Your loan officer or mortgage broker has asked you a number of questions at application. Your answers,
credit report information, and the loan program you’ve applied for will help determine if you qualify
for an instant mortgage approval using an automated underwriting system. These systems are often referred to as DU and LP. They stand for Desktop Underwriting and Loan Prospector.

Documentation requirements vary, depending on the loan program, credit profile
and various other requirements of the lending institution. In some cases only minimal documentation
is required. In other cases more detailed documentation may be required.

An appraisal will be ordered at application to determine the fair market value of the property you are
purchasing.

You can either lock in your interest rate (rate lock) or float your interest rate. It is important to discuss
these options with your loan officer or mortgage broker.
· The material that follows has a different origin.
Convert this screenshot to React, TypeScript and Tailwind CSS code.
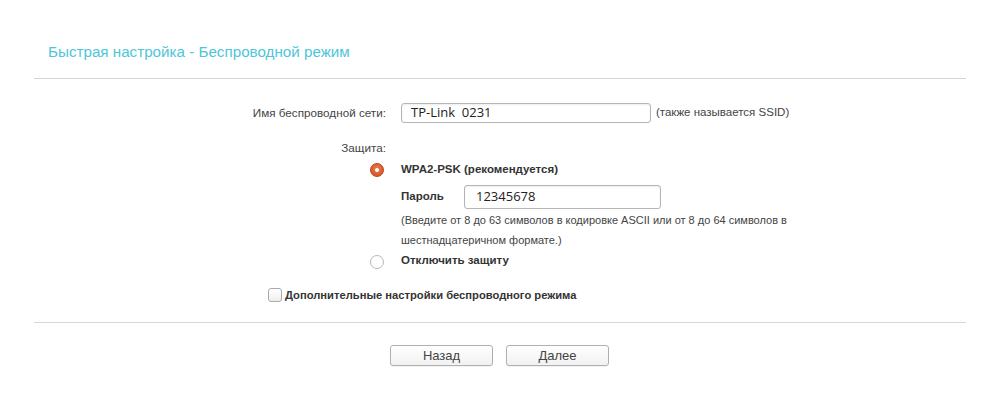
import React from "react";

export default function App() {
  const sans = { fontFamily: '"Liberation Sans", Arial, sans-serif' };
  const inputFont = { fontFamily: '"Open Sans", "DejaVu Sans", sans-serif' };
  return (
    <div className="w-[1000px] h-[396px] bg-white text-[#333]" style={sans}>
      <div className="px-[34px]">
        <div className="pt-[43px] pl-[14px] h-[78px] text-[15.2px] leading-[18px] text-[#4ec6d8]">
          Быстрая настройка - Беспроводной режим
        </div>
        <div className="h-px bg-[#d6d6d6]" />

        {/* SSID row */}
        <div className="mt-[24px] flex items-center h-[20px]">
          <div className="w-[352px] text-right text-[11.7px] text-[#444]">Имя беспроводной сети:</div>
          <div className="ml-[15px] w-[250px] h-[20px] border border-[#b5b5b5] rounded-[3px] bg-white flex items-center pl-[9px] text-[13px] text-[#222] shadow-[inset_0_1px_2px_rgba(0,0,0,0.08)]" style={inputFont}>
            TP-Link&nbsp;&nbsp;0231
          </div>
          <div className="ml-[5px] text-[11.5px] text-[#444]">(также называется SSID)</div>
        </div>

        {/* Защита label */}
        <div className="mt-[15px] flex items-center h-[20px]">
          <div className="w-[352px] text-right text-[11.7px] text-[#444]">Защита:</div>
        </div>

        {/* WPA2 row */}
        <div className="mt-[2px] flex items-center h-[20px]">
          <div className="w-[352px] flex justify-end pr-[2px]">
            <div className="w-[14px] h-[14px] rounded-full bg-[radial-gradient(circle_at_50%_40%,#f07c4c,#cc4a1c)] border border-[#bb4519] flex items-center justify-center">
              <div className="w-[4px] h-[4px] rounded-full bg-white" />
            </div>
          </div>
          <div className="ml-[15px] text-[11.5px] font-bold text-[#333]">WPA2-PSK (рекомендуется)</div>
        </div>

        {/* Password row */}
        <div className="mt-[5px] flex items-center h-[24px]">
          <div className="w-[352px]" />
          <div className="ml-[15px] w-[63px] text-[11.5px] font-bold text-[#333]">Пароль</div>
          <div className="w-[197px] h-[24px] border border-[#b5b5b5] rounded-[3px] bg-white flex items-center pl-[11px] text-[13px] text-[#222] shadow-[inset_0_1px_2px_rgba(0,0,0,0.08)]" style={inputFont}>
            12345678
          </div>
        </div>

        {/* Help text */}
        <div className="mt-[1px] flex">
          <div className="w-[352px]" />
          <div className="ml-[15px] w-[420px] text-[11px] leading-[20px] text-[#444]">
            (Введите от 8 до 63 символов в кодировке ASCII или от 8 до 64 символов в
            <br />
            шестнадцатеричном формате.)
          </div>
        </div>

        {/* Disable row */}
        <div className="flex items-center h-[20px]">
          <div className="w-[352px] flex justify-end pr-[2px]">
            <div className="w-[14px] h-[14px] mt-[3px] rounded-full border border-[#b8b8b8] bg-white" />
          </div>
          <div className="ml-[15px] mt-[1px] text-[11.5px] font-bold text-[#333]">Отключить защиту</div>
        </div>

        {/* Advanced checkbox */}
        <div className="mt-[15px] flex items-center h-[20px] pl-[234px]">
          <div className="w-[14px] h-[14px] rounded-[3px] border border-[#aaa] bg-[linear-gradient(#fff,#eee)]" />
          <div className="ml-[3px] text-[11.2px] font-bold text-[#333]">Дополнительные настройки беспроводного режима</div>
        </div>

        <div className="mt-[17px] h-px bg-[#d6d6d6]" />

        {/* Buttons */}
        <div className="mt-[22px] flex pl-[356px] gap-[13px]">
          <button className="w-[103px] h-[21px] border border-[#b0b0b0] rounded-[3px] bg-[linear-gradient(#ffffff,#f1f1f1)] text-[13px] text-[#444] leading-none shadow-[0_1px_1px_rgba(0,0,0,0.06)]" style={sans}>
            Назад
          </button>
          <button className="w-[103px] h-[21px] border border-[#b0b0b0] rounded-[3px] bg-[linear-gradient(#ffffff,#f1f1f1)] text-[13px] text-[#444] leading-none shadow-[0_1px_1px_rgba(0,0,0,0.06)]" style={sans}>
            Далее
          </button>
        </div>
      </div>
    </div>
  );
}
At application or shortly after, you will receive a Good Faith Estimate and a Truth-in-Lending Statement,
which will show your annual percentage rate (APR). These documents are required by federal law and
disclose the credit terms of your loan and approximate closing costs.

The underwriter may ask for additional information on a case by case basis, considered a stipulation of funding.

After deciding on the loan program, the applicant must supply the necessary income and assets documents (W2’s, paystubs, bank statements, etc.) as required by the chosen loan program. Because these documents are essential to the underwriting process, the application package cannot be submitted without them. Therefore, it is important that the applicant present them without delay.

Its important to gather all of the remaining conditions quickly as the lender may still need a few days to review them. After all conditions are met your loan will be “cleared to close”. Generally at this time the settlement agent or title attorney will take over and prepare for closing.